A good sleeping bag can make all the difference when you're sleeping outdoors. Sleeping bags keep you warm at night and protect you from the elements, whether you're camping with or without a tent. You'll want to treat your sleeping bag as well as it does you. Proper sleeping bag care will help your sleeping bags perform well and last longer. Here are some general care tips to prolong the life of your sleeping bags.

Caring for Sleeping Bags:

  1. Storage: Avoid storing your sleeping bag rolled or stuffed tightly in a compression sack. You don't want your sleeping bag to lose its loft. Store your bag rolled up loosely in a breathable sack made of canvas. Take your bag out every three to six months and fluff it up to help maintain its loft. After each camping or hiking trip, allow your sleeping bag to air out. Hang it up outside on a nice sunny day. Air out your sleeping bags before you store them and never pack a wet sleeping bag for storage. If you choose to fluff your sleeping bag in a dryer, do not use heat.

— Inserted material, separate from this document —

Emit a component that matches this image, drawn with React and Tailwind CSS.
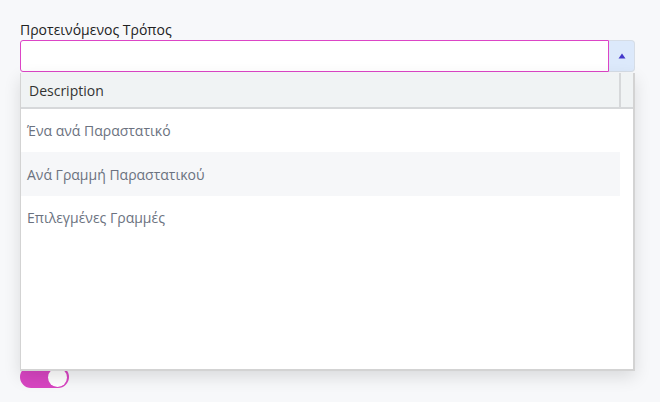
import React from "react";

export default function App() {
  const rows = ["Ένα ανά Παραστατικό", "Ανά Γραμμή Παραστατικού", "Επιλεγμένες Γραμμές"];
  return (
    <div className="relative w-[660px] h-[402px] bg-[#f7f8fa] overflow-hidden" style={{ fontFamily: '"Open Sans", "Noto Sans", sans-serif' }}>
      <div className="pt-[20px] pl-[20px] pr-[25px]">
        <div className="text-[14px] leading-[20px] text-[#222] h-[20px]">Προτεινόμενος Τρόπος</div>
        <div className="flex h-[32px]">
          <div className="flex-1 bg-white border border-[#dc45c6] rounded-l-[3px]" />
          <div className="w-[26px] bg-[#dce9fb] border border-[#d6dde6] border-l-0 rounded-r-[4px] flex items-center justify-center">
            <svg width="8" height="6" viewBox="0 0 8 6"><path d="M4 0.5 L7.5 5.5 L0.5 5.5 Z" fill="#4338ca" /></svg>
          </div>
        </div>
        <div className="mt-[294px] w-[49px] h-[22px] rounded-full bg-[#d845c2] flex items-center justify-end pr-[2px]">
          <div className="w-[19px] h-[19px] rounded-full bg-white" />
        </div>
      </div>
      <div className="absolute left-[20px] top-[73px] w-[615px] h-[298px] bg-white border-l border-r-2 border-b-2 border-[#d3d3d3] shadow-[0_6px_16px_rgba(0,0,0,0.12)] flex flex-col">
        <div className="flex h-[36px] bg-[#f0f3f4] border-b-2 border-[#d6d8da] shrink-0">
          <div className="w-[600px] border-r-2 border-[#d6d8da] flex items-center pl-[8px] text-[14px] text-[#333]">Description</div>
          <div className="flex-1" />
        </div>
        <div className="w-[599px]">
          {rows.map((r, i) => (
            <div key={r} className={`flex items-center pl-[6px] text-[14px] text-[#6b7280] ${i === 1 ? "bg-[#f6f7f9] h-[44px]" : "h-[43px]"}`}>{r}</div>
          ))}
        </div>
      </div>
    </div>
  );
}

  2. Washing: Washing your bag after each camping trip isn't necessary, unless you've just finished a month-long backcountry trip. You may also want to wash your sleeping bag at the end of the season before putting it in storage. Follow the care instructions on the sleeping bag for washing. Synthetic materials and down sleeping bags require different washing methods. Use a large washing machine and avoid machines with front agitators. Do not dry clean your sleeping bag. Dry cleaning solution is a petroleum-based solvent, which will coat insulation and prevent re-lofting.

  3. Preparation: Before you leave for a camping or backpacking trip, make sure you prepare for any situation you may encounter. Use a waterproofed compression sack when hiking or going into the backcountry. The bag will stay dry, even if you do not. Having a dry bag (and a fire) will be very beneficial if the weather turns cold suddenly. You should also bring a sewing kit and duct tape. You can stitch up a tear in your sleeping bag or use duct tape to patch a tear or seal a broken zipper. Bring a sleeping bag pad and tent or tarp to protect your sleeping bag and camping gear from dirt and mud.

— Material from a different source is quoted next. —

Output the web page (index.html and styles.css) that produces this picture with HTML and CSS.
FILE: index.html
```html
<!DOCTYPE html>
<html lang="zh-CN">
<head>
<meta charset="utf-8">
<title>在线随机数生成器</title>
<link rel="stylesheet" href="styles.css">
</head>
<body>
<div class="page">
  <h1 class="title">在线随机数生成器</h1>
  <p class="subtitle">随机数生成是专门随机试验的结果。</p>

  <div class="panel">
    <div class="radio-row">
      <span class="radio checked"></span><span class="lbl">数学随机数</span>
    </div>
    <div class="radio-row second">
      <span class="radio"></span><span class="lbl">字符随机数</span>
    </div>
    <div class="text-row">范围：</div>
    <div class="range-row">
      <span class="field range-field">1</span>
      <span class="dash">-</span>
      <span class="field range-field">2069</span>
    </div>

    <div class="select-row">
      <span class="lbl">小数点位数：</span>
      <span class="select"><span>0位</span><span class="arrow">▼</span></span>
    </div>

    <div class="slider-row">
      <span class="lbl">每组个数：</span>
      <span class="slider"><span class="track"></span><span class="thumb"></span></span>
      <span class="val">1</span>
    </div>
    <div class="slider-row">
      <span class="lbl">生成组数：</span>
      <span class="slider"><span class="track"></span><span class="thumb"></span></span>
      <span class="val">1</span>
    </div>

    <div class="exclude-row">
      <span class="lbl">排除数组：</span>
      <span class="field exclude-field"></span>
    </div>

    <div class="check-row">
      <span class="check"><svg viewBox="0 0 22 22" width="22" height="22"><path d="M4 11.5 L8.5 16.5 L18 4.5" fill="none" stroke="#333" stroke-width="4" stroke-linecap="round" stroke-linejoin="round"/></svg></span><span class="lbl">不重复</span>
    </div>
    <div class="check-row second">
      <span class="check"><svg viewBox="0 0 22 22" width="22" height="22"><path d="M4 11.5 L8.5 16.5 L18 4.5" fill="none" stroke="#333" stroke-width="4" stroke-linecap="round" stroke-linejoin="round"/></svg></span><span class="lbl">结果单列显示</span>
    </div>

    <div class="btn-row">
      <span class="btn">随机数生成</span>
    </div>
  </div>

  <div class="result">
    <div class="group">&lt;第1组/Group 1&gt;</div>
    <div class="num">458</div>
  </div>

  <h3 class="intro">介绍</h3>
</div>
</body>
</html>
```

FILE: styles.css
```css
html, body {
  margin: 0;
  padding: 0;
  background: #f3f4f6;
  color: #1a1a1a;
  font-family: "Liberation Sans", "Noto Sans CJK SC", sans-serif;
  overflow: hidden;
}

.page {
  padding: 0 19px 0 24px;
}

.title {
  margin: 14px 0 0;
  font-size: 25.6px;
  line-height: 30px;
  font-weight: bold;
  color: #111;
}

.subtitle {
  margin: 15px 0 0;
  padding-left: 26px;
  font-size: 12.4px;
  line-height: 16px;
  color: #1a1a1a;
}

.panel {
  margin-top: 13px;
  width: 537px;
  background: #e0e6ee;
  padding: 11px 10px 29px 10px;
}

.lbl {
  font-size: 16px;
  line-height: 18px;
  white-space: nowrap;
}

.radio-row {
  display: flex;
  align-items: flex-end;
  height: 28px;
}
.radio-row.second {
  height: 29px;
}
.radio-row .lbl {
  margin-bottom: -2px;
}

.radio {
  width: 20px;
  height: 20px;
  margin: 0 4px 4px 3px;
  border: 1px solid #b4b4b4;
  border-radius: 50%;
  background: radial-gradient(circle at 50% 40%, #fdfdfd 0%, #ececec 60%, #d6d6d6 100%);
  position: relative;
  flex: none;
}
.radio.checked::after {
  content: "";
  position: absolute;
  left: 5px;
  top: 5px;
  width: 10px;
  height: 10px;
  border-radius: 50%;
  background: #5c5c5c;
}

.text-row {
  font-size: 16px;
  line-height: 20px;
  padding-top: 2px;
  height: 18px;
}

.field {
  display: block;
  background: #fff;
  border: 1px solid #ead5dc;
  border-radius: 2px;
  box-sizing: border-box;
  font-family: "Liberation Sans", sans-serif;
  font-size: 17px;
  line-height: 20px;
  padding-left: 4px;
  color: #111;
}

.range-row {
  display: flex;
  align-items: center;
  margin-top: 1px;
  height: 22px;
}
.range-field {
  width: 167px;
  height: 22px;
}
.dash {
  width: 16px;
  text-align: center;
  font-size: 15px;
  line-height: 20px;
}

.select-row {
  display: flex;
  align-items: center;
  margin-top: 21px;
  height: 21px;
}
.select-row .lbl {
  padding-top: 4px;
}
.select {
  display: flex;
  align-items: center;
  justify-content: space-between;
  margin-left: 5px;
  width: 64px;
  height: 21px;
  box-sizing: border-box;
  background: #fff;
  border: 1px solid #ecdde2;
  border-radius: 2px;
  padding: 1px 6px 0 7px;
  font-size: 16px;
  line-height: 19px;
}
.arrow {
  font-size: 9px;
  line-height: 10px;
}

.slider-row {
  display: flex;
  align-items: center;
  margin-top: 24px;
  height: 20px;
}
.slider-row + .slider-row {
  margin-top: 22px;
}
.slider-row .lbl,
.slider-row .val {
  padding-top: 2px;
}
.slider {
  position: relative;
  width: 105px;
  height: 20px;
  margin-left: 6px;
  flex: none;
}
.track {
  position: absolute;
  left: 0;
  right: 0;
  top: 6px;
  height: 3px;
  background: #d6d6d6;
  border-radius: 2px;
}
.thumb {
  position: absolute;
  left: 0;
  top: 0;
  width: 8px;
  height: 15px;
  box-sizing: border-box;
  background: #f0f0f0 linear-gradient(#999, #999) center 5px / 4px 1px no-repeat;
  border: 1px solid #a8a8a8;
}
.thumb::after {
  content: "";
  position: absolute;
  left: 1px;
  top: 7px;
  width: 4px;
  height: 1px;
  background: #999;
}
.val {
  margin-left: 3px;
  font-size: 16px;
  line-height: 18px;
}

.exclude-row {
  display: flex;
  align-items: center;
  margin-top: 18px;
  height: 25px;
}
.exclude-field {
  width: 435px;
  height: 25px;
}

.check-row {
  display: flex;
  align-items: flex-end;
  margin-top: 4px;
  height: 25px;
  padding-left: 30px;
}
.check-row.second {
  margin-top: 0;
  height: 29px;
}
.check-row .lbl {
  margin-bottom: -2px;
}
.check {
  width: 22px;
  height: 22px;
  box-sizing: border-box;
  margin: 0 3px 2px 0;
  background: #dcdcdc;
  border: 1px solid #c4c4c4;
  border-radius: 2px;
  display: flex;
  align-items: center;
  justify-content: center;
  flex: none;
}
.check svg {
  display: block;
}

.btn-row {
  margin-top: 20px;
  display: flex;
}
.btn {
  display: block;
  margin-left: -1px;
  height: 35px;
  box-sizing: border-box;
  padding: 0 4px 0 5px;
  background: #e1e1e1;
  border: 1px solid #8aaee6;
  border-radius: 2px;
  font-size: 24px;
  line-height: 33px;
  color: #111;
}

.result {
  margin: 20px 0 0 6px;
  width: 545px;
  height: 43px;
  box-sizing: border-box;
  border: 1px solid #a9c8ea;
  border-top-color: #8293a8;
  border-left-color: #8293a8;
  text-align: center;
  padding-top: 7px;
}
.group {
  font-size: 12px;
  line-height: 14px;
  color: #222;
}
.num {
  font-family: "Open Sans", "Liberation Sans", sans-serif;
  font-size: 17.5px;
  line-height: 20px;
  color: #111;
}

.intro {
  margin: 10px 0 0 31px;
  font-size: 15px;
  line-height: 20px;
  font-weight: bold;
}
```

  4. Hardware: Treat your sleeping bag zippers and hardware with care. If you have a sleeping bag with zippers that meet in the middle, using one to go all around will wear the one zipper down and increase the chances of it jamming or jumping off track. Try to balance the work load of each zipper. In a mummy sleeping bag, make sure your drawstring doesn't get twisted or knotted.